Because you are always keeping an exact order of costs, and you are always evaluating the least costly move, you are guaranteed to arrive at the least costly finished state before arriving at more costly finished states. Day 23 complicates the algorithm in the following ways:
- There are multiple moving pieces, so you have to compute the frontier for each piece separately
- You need to deduplicate redundant frontiers and only add one to the frontier. For example a -> 1 then b -> 3 is the same as b -> 3 then a -> 1
- Determining the frontier for any single piece is difficult because of all of the fiddly rules that determine what a legal move is
- There are several ways to move to the same board state, each will have different costs. If you find a way that is cheaper, you will need to update the cost for that board state if it has already been submitted for analysis. Using a Fibonacci heap is the best way to do this.

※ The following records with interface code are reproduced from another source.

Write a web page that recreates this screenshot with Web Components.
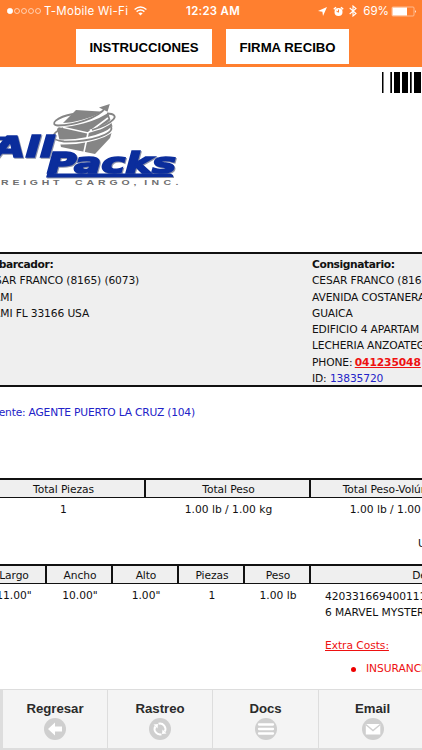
<!DOCTYPE html>
<html lang="es">
<head>
<meta charset="utf-8">
<title>All Packs - Recibo</title>
<style>
  html, body { margin: 0; height: 100%; overflow: hidden; background: #fff; }
</style>
</head>
<body>
<receipt-app></receipt-app>

<script>
/* Attach an open shadow root filled from a markup string. */
class BaseElement extends HTMLElement {
  connectedCallback() {
    if (this.shadowRoot) return;
    const tpl = document.createElement("template");
    tpl.innerHTML = this.markup();
    this.attachShadow({ mode: "open" }).appendChild(tpl.content.cloneNode(true));
  }
}

/* ── <status-bar> ─────────────────────────────────────── */
customElements.define("status-bar", class extends BaseElement {
  markup() {
    return `
      <style>
        :host {
          display: grid; grid-template-columns: 1fr auto 1fr; align-items: center;
          height: 22px; padding: 0 5px 0 7px; color: #fff;
          font: 11.6px/22px Inter, "Liberation Sans", sans-serif;
        }
        div { display: flex; align-items: center; white-space: nowrap; }
        .right { justify-content: flex-end; }
        .time { font-weight: 600; font-size: 11.4px; letter-spacing: .3px; margin-left: 2px; }
        .carrier { margin: 0 6px 0 2px; letter-spacing: .25px; font-size: 11.5px; }
        .pct { margin: 0 2px 0 6px; }
        svg { flex: none; }
      </style>
      <div>
        <svg width="35" height="8" fill="none" stroke="#fff" stroke-width=".6">
          <circle cx="3" cy="4" r="2.7" fill="#fff"/><circle cx="10" cy="4" r="2.5"/>
          <circle cx="17" cy="4" r="2.5"/><circle cx="24" cy="4" r="2.5"/><circle cx="31" cy="4" r="2.5"/>
        </svg>
        <span class="carrier">T-Mobile Wi-Fi</span>
        <svg width="13" height="10" viewBox="0 0 13 10" fill="none" stroke="#fff" stroke-width="1.4">
          <path d="M.6 3.5Q6.500-1.500 12.400 3.500M2.600 5.600Q6.500 2.300 10.400 5.600"/>
          <path d="M4.300 7.300Q6.500 5.500 8.700 7.300L6.500 9.600z" fill="#fff" stroke="none"/>
        </svg>
      </div>
      <span class="time">12:23 AM</span>
      <div class="right">
        <svg width="9" height="9" viewBox="0 0 9 9"><path d="M9 0L5 9L4.400 4.700L0 4.100z" fill="#fff"/></svg>
        <svg width="11" height="11" viewBox="0 0 11 11" style="margin-left:6px">
          <circle cx="5.500" cy="6" r="4" fill="#fff"/>
          <path d="M.8 3.200L3 1.200M10.200 3.200L8 1.200" stroke="#fff" stroke-width="1.500"/>
          <path d="M5.500 3.500V6.200L3.500 5.200" fill="none" stroke="#ff7f2f"/>
        </svg>
        <svg width="8" height="12" viewBox="0 0 8 12" style="margin-left:5px" fill="none" stroke="#fff" stroke-width="1.100">
          <path d="M.7 3L7 8.500L4 11V1L7 3.500L.7 9"/>
        </svg>
        <span class="pct">69%</span>
        <svg width="26" height="11" viewBox="0 0 26 11">
          <rect x="1" y="1" width="22" height="9" rx="1" fill="none" stroke="#ffc9a5" stroke-width=".8"/>
          <rect x="1.500" y="1.500" width="14.500" height="8" fill="#fff"/>
          <path d="M24.200 4Q26 5.500 24.200 7z" fill="#fff"/>
        </svg>
      </div>`;
  }
});

/* ── <action-button> ──────────────────────────────────── */
customElements.define("action-button", class extends BaseElement {
  markup() {
    return `
      <style>
        :host { display: block; }
        button {
          width: 100%; height: 35px; padding: 2px 0 0; border: 0; background: #fff; color: #000;
          font: bold 13.2px "Liberation Sans", Arial, sans-serif; white-space: nowrap;
        }
      </style>
      <button><slot></slot></button>`;
  }
});

/* ── <company-logo> ───────────────────────────────────── */
customElements.define("company-logo", class extends BaseElement {
  markup() {
    return `
      <style>
        :host { display: block; height: 100px; }
        svg { display: block; }
        .blue { fill: #0b2d9c; filter: drop-shadow(1.500px 1.500px .6px #8d93a8); }
        .name { font: italic bold 28px "DejaVu Sans", sans-serif; stroke: #0b2d9c; stroke-width: 1.600px; }
        .tag { font: bold 7.500px "Liberation Sans", sans-serif; fill: #6f6f6f; }
      </style>
      <svg width="190" height="100" viewBox="0 95 190 100">
        <path d="M76 110L108 112L113 128L110 138L95 154L61 147L57 129L64 122z" fill="#858585"/>
        <g fill="none" stroke="#fff" stroke-width="1.600">
          <path d="M57 126L88 133L108 118M88 133L84 152"/>
        </g>
        <g fill="none" stroke="#fff">
          <path d="M55 124.500C70 127 98 119 110 109" stroke-width="4"/>
          <path d="M52 141.500C75 144 104 138 114 128" stroke-width="5"/>
          <path d="M114 119C106 127 98 129 90 131" stroke-width="3"/>
        </g>
        <g fill="none" stroke="#858585" stroke-width="1.800">
          <path d="M73 114C56 117 49 125 58 125.500C73 125 98 119 106 107"/>
          <path d="M107 113.500C122 114 114 123 92 130"/>
          <path d="M63 128C50 134 50 140 64 141.500C90 142 115 134 111 127"/>
        </g>
        <path d="M109.800 104L99 107.500L107.500 111.800z" fill="#858585"/>
        <g class="blue">
          <path d="M-2 136.500H14L11 140H-2zM57 154H75L71 158H60Q57 158 57 154zM46 177.500L48 171H55L54 173.500H168Q174 173.500 173 177z"/>
          <text class="name" x="-7" y="157" textLength="61" lengthAdjust="spacingAndGlyphs">All</text>
          <text class="name" x="47" y="173" textLength="129" lengthAdjust="spacingAndGlyphs">Packs</text>
        </g>
        <g class="tag" transform="scale(1.4 1)">
          <text x="-6.500" y="185" textLength="49" >FREIGHT</text>
          <text x="53.500" y="185" textLength="44">CARGO,</text>
          <text x="103" y="185" textLength="24.500">INC.</text>
        </g>
      </svg>`;
  }
});

/* ── <bar-code> ───────────────────────────────────────── */
customElements.define("bar-code", class extends BaseElement {
  markup() {
    return `
      <style>
        :host { display: block; }
        svg { display: block; }
      </style>
      <svg width="60" height="21" fill="#000">
        <path d="M0 0h1.500v21H0zM8.300 0h1.700v21H8.300zM12 0h6v21h-6zM20 0h6v21h-6zM28 0h1.700v21H28zM32 0h7v21h-7z"/>
      </svg>`;
  }
});

/* ── <party-block label="…"> address lines ────────────── */
customElements.define("party-block", class extends BaseElement {
  markup() {
    return `
      <style>
        :host { display: block; white-space: nowrap; letter-spacing: -.13px; }
        b { display: block; letter-spacing: -.4px; }
        ::slotted(div) { display: block; }
      </style>
      <b>${this.getAttribute("label")}</b>
      <slot></slot>`;
  }
});

/* ── <data-table cols="…"> header cells and one row ───── */
customElements.define("data-table", class extends BaseElement {
  markup() {
    const heads = this.getAttribute("heads").split("|");
    return `
      <style>
        :host { display: block; }
        .row { display: grid; grid-template-columns: ${this.getAttribute("cols")}; text-align: center; white-space: nowrap; }
        .head { box-sizing: border-box; height: 20px; background: #efefef; border: solid #111; border-width: 2px 0 1px; }
        .head span { height: 17px; border-right: 2px solid #111; line-height: 20px; padding-left: 2px; letter-spacing: -.08px; }
        .cells { line-height: 16.300px; padding-top: 4px; }
      </style>
      <div class="row head">${heads.map((h) => `<span>${h}</span>`).join("")}</div>
      <div class="row cells"><slot></slot></div>`;
  }
});

/* ── <receipt-page> the scrolled, zoomed document ─────── */
customElements.define("receipt-page", class extends BaseElement {
  markup() {
    return `
      <style>
        :host {
          display: block; overflow: hidden; background: #fff; color: #111;
          font: 10.700px/16.300px Verdana, "DejaVu Sans", sans-serif;
        }
        .page { width: 660px; margin-left: -19px; }
        .top { display: flex; height: 185px; }
        company-logo { margin: 28px 0 0 19px; width: 190px; }
        bar-code { margin: 5px 0 0 192px; }
        .parties {
          box-sizing: border-box; height: 135px; display: grid; grid-template-columns: 331px 1fr;
          background: #efefef; border: solid #111; border-width: 2px 0; padding-top: 3px;
        }
        .link { color: #e11; text-decoration: underline; letter-spacing: -.1px; margin-left: -1px; }
        .blue { color: #2222c8; }
        .agent { margin: 18px 0 57px; padding-left: 4px; white-space: nowrap; letter-spacing: -.2px; }
        .ulin { margin: 17px 0 12px 437px; white-space: nowrap; }
        .desc { text-align: left; padding: 1px 0 0 14px; letter-spacing: -.05px; }
        .costs { color: #e11; margin-top: 16.300px; }
        ul { color: #e11; margin: 7px 0 0; padding: 0 0 0 41px; list-style: none; }
        li { display: flex; align-items: center; }
        li::before { content: ""; width: 5px; height: 5px; border-radius: 50%; background: #e00; margin: 0 10px 0 -15px; }
      </style>
      <div class="page">
        <div class="top"><company-logo></company-logo><bar-code></bar-code></div>
        <div class="parties">
          <party-block label="Embarcador:">
            <div>CESAR FRANCO (8165) (6073)</div><div>MIAMI</div><div>MIAMI FL 33166 USA</div>
          </party-block>
          <party-block label="Consignatario:">
            <div>CESAR FRANCO (8165)</div><div>AVENIDA COSTANERA</div><div>GUAICA</div>
            <div>EDIFICIO 4 APARTAM</div><div>LECHERIA ANZOATEG</div>
            <div>PHONE: <b class="link">041235048</b></div>
            <div>ID: <span class="blue">13835720</span></div>
          </party-block>
        </div>
        <div class="agent blue">Agente: AGENTE PUERTO LA CRUZ (104)</div>
        <data-table cols="repeat(4, 165px)" heads="Total Piezas|Total Peso|Total Peso-Volúmen|">
          <span>1</span><span>1.00 lb / 1.00 kg</span><span>1.00 lb / 1.00 kg</span>
        </data-table>
        <div class="ulin">U</div>
        <data-table cols="repeat(5, 66px) 264px" heads="Largo|Ancho|Alto|Piezas|Peso|Descripción">
          <span>11.00"</span><span>10.00"</span><span>1.00"</span><span>1</span><span>1.00 lb</span>
          <div class="desc">
            <div>420331669400111</div><div>6 MARVEL MYSTER</div>
            <div class="costs"><u>Extra Costs:</u></div>
            <ul><li>INSURANCE</li></ul>
          </div>
        </data-table>
      </div>`;
  }
});

/* ── <tab-item label="…" icon="…"> ────────────────────── */
customElements.define("tab-item", class extends BaseElement {
  markup() {
    return `
      <style>
        :host {
          display: flex; flex-direction: column; align-items: center; box-sizing: border-box;
          padding-top: 10px; border-left: 1px solid #ddd; color: #2b2b2b;
          font: bold 13.200px/17px "Liberation Sans", Arial, sans-serif;
        }
        svg { display: block; }
      </style>
      <span>${this.getAttribute("label")}</span>
      <svg width="24" height="24" viewBox="0 0 24 24">
        <circle cx="12" cy="12" r="11" fill="#cfcfcf"/>
        ${this.icon()}
      </svg>`;
  }
  icon() {
    return {
      back: '<path d="M5 12L12 5.500V9.500H19V14.500H12V18.500z" fill="#fff"/>',
      sync: '<g fill="none" stroke="#fff" stroke-width="2"><path d="M10.500 6.700A5.500 5.500 0 0 1 16.800 14.500M13.500 17.300A5.500 5.500 0 0 1 7.200 9.500"/></g><path d="M5.500 7.500L10 7L9.500 11.500zM18.500 16.500L14 17L14.500 12.500z" fill="#fff"/>',
      list: '<path d="M5 7.500H19M5 12H19M5 16.500H19" stroke="#fff" stroke-width="2.300" stroke-linecap="round"/>',
      mail: '<rect x="4.800" y="7" width="14.500" height="10.500" fill="#fff"/><path d="M4.800 7.500L12 13.500L19.300 7.500" fill="none" stroke="#cfcfcf" stroke-width="1.400"/>',
    }[this.getAttribute("icon")];
  }
});

/* ── <receipt-app> ────────────────────────────────────── */
customElements.define("receipt-app", class extends BaseElement {
  markup() {
    return `
      <style>
        :host { display: grid; grid-template-rows: 67px 1fr 61px; width: 422px; height: 750px; overflow: hidden; }
        header { background: #ff7f2f; }
        .actions { display: grid; grid-template-columns: 136px 123px; gap: 14px; padding: 7px 0 0 76px; }
        receipt-page { min-height: 0; min-width: 0; }
        nav {
          box-sizing: border-box; display: grid; grid-template-columns: 105px 105px 106px 108px;
          padding-left: 2px; background: #f4f4f4; border: solid #ddd; border-width: 1px 0 2px;
          box-shadow: inset 2px 0 #ddd; overflow: hidden;
        }
      </style>
      <header>
        <status-bar></status-bar>
        <div class="actions">
          <action-button>INSTRUCCIONES</action-button>
          <action-button>FIRMA RECIBO</action-button>
        </div>
      </header>
      <receipt-page></receipt-page>
      <nav>
        <tab-item label="Regresar" icon="back"></tab-item>
        <tab-item label="Rastreo" icon="sync"></tab-item>
        <tab-item label="Docs" icon="list"></tab-item>
        <tab-item label="Email" icon="mail"></tab-item>
      </nav>`;
  }
});
</script>
</body>
</html>
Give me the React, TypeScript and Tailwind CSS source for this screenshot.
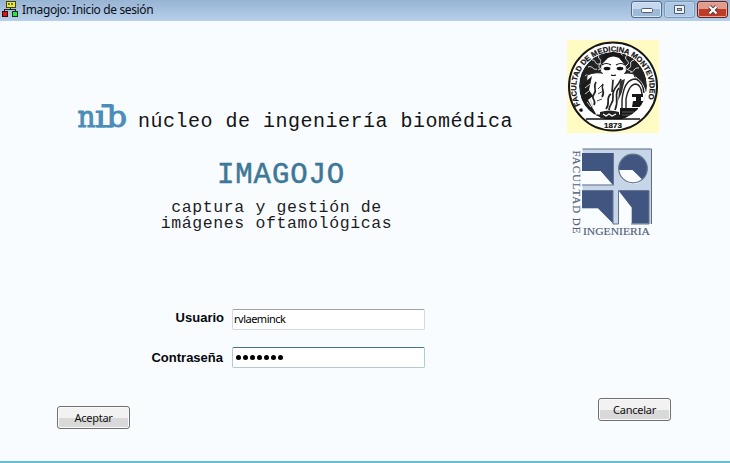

- The concept of "visited" becomes significanly muddier
Day 24 Just Do It By Hand
First off, I didn't solve this day's at all. I ended up just following along with Eric Burden's explanation. This is one of those cases where an exact solution arrived at analytically is the only way to do the problem. Searching through a 14 digit space is simply going to take way too long for even the fastest computers with the most optimized code. Eric's solution requires the following insights:
- There are 14 blocks of code, each starting with the input instruction
- A lot of the code ends up being local to the block itself, it never makes a difference outside of the local block
- In fact, the only two things that can affect the current block are the previous z value and the current input
- The only way to end up with z being zero at the end of block 14 is for some combination of
divandmodoperations on z - You have to do a bit of meta-programming, you have to write code that abstracts the code itself
- The 14 blocks form 7 pairs of push/pop operations on a stack
The key is 6, which is something I never would have realized had I not had it pointed out to me. I understood 1-4 after looking at the input code for a while. However, my guess was that later blocks would only result in z being 0 if there was a narrow range of inputs for each block. I thought that only certain operations would be legal (no division or mod by zero), and that by caching the results of downstream operations I would be able to short circuit early on upstream operations. This would reduce the search space to a much smaller number, making a straightforward iterative solution work.
I also somewhat understood 5 to be the case, but thought it would involve some sort of code optimization, leading to the elminiation of legal inputs and blocks, which would effectively be a different way of reducing the search space not involving caching. However, I didn't see a way to make that workable.
It should go without saying that the code there probably does work for testing inputs, but it's worthless for arriving at a solution.
Day 25 At Least It Finishes Easily
This is the second year I made it to the very end of an AOC. Both times now day 25 has been a single part and relatively easy. This is good because by the end of it I am always exhauseted.
Day 25 was a fairly standard AOC day. There's a grid of things. Things move around according to rules. You run the game until a condition happens. Then you make a computation based on the number of moves and/or the position of the things in the grid.